EXERCISE AIM
Report how many lines contain the word "styles", with no other text.

■ ■ ■

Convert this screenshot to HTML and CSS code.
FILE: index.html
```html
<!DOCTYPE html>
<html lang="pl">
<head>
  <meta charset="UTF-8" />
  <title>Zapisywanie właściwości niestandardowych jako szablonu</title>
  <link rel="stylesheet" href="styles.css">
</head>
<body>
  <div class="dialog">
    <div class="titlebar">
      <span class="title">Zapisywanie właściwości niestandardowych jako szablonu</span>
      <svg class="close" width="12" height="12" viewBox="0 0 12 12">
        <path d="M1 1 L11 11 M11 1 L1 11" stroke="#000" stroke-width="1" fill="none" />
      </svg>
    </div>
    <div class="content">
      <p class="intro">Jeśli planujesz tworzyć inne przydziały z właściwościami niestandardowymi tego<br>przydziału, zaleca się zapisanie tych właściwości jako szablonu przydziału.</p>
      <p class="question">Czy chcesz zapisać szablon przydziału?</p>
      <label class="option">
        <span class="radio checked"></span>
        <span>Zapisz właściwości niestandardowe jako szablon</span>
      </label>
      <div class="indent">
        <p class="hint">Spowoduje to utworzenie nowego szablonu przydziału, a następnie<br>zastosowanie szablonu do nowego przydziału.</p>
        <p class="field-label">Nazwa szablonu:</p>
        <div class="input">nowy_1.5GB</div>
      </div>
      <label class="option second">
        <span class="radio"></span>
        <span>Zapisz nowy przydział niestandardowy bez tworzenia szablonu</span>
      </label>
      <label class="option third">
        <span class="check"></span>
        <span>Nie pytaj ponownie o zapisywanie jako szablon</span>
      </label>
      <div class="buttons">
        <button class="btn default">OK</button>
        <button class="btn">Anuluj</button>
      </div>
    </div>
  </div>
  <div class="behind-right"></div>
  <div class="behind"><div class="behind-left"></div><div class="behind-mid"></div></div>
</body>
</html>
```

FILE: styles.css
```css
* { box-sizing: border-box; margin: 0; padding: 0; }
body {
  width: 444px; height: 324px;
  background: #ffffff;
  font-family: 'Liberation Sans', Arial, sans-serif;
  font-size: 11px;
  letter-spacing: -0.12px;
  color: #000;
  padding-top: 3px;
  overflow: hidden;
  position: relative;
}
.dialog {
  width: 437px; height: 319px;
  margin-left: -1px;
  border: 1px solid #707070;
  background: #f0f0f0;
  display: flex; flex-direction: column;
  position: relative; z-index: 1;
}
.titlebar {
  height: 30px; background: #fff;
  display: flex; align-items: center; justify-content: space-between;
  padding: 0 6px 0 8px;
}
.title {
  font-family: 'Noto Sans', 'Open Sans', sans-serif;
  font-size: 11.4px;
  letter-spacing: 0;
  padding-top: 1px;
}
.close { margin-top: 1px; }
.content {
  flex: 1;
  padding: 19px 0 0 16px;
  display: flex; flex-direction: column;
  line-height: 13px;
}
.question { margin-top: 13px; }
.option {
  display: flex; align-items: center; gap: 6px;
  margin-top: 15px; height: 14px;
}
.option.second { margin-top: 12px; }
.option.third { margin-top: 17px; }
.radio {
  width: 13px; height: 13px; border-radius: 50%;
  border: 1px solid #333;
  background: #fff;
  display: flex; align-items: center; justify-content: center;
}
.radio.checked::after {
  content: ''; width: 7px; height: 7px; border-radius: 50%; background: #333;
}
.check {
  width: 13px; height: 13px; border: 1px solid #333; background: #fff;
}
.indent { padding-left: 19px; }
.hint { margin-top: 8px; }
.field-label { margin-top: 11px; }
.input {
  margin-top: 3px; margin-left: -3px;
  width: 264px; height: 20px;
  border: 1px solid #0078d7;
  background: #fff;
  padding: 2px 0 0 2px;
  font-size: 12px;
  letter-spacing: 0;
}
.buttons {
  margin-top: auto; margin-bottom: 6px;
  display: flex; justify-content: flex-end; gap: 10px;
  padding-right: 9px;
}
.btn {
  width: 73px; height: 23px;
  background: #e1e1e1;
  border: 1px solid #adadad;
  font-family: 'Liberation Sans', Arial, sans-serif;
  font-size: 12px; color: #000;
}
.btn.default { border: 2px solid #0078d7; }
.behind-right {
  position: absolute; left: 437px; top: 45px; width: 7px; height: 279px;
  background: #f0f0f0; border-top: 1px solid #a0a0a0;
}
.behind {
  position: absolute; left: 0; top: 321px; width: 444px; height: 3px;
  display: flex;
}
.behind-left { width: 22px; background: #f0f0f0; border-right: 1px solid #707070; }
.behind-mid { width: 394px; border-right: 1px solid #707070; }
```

■ ■ ■

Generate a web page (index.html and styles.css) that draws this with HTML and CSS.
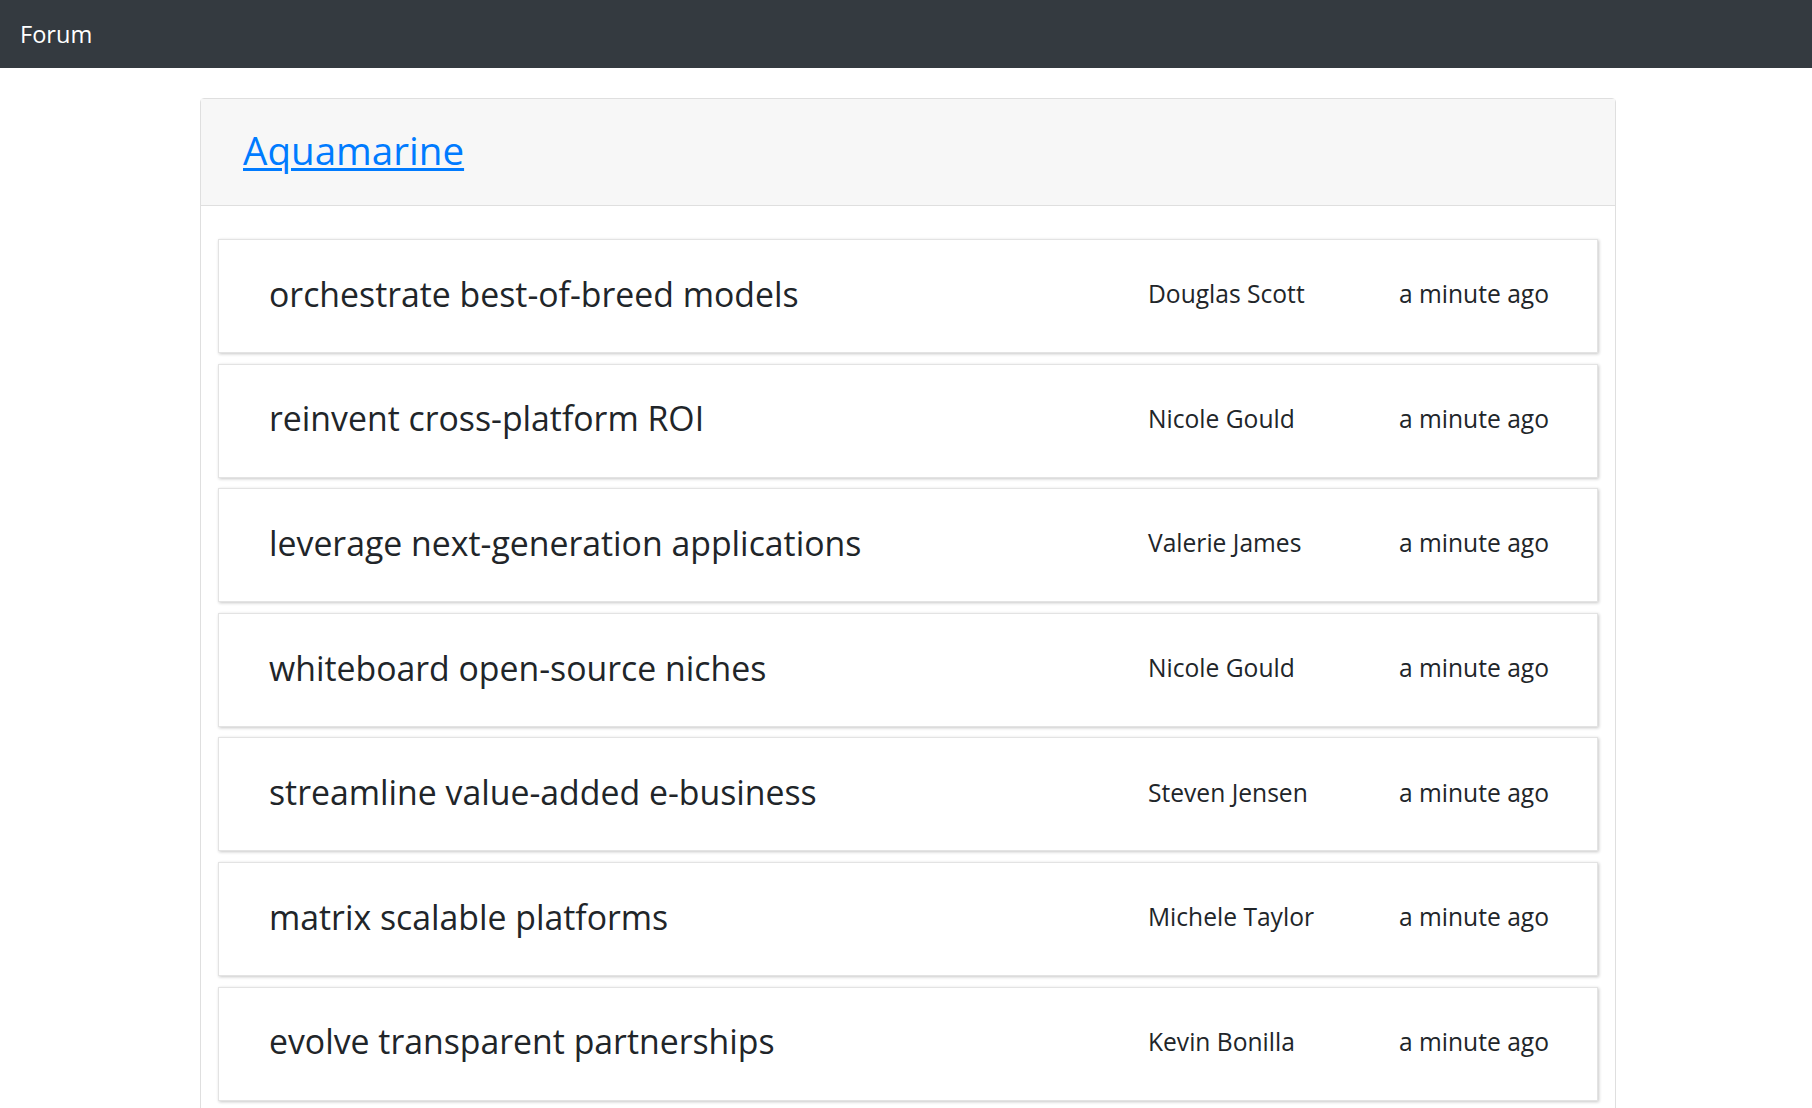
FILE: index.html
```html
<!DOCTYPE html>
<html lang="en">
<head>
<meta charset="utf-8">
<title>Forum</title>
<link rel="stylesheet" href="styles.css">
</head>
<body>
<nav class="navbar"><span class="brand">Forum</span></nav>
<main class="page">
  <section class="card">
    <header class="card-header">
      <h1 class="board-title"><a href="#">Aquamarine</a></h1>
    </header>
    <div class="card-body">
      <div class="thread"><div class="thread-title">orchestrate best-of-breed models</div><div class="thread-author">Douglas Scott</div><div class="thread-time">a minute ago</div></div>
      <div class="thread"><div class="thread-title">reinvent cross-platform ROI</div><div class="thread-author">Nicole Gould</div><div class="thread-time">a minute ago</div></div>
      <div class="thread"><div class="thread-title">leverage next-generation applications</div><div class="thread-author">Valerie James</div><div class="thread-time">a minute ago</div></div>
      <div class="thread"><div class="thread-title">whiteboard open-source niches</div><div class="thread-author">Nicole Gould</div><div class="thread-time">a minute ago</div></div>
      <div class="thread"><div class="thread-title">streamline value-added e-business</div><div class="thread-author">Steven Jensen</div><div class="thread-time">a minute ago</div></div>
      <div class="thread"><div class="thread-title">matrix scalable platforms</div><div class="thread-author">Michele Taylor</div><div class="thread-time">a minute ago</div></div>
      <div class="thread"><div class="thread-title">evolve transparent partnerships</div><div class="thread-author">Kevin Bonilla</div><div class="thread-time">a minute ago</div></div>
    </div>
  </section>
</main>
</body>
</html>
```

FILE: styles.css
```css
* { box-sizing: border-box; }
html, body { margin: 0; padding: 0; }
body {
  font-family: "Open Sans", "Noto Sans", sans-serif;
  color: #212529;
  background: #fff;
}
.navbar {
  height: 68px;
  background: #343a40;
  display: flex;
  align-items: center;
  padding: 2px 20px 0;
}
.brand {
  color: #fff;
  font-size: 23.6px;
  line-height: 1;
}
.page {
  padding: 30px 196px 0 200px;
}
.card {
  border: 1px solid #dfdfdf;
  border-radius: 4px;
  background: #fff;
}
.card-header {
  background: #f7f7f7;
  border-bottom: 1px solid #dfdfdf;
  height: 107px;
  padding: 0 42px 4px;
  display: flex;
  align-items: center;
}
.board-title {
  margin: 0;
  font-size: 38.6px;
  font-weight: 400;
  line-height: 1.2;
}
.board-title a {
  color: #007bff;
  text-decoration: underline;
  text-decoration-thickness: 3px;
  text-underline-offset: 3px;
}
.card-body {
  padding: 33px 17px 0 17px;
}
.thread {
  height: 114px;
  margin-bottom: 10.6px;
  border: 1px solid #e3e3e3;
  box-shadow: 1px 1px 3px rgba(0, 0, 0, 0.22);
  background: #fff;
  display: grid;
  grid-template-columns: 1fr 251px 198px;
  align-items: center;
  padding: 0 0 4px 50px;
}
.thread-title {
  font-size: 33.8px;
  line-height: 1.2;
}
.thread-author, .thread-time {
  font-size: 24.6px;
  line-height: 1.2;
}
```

■ ■ ■

OUTPUT FOR THIS TASK
5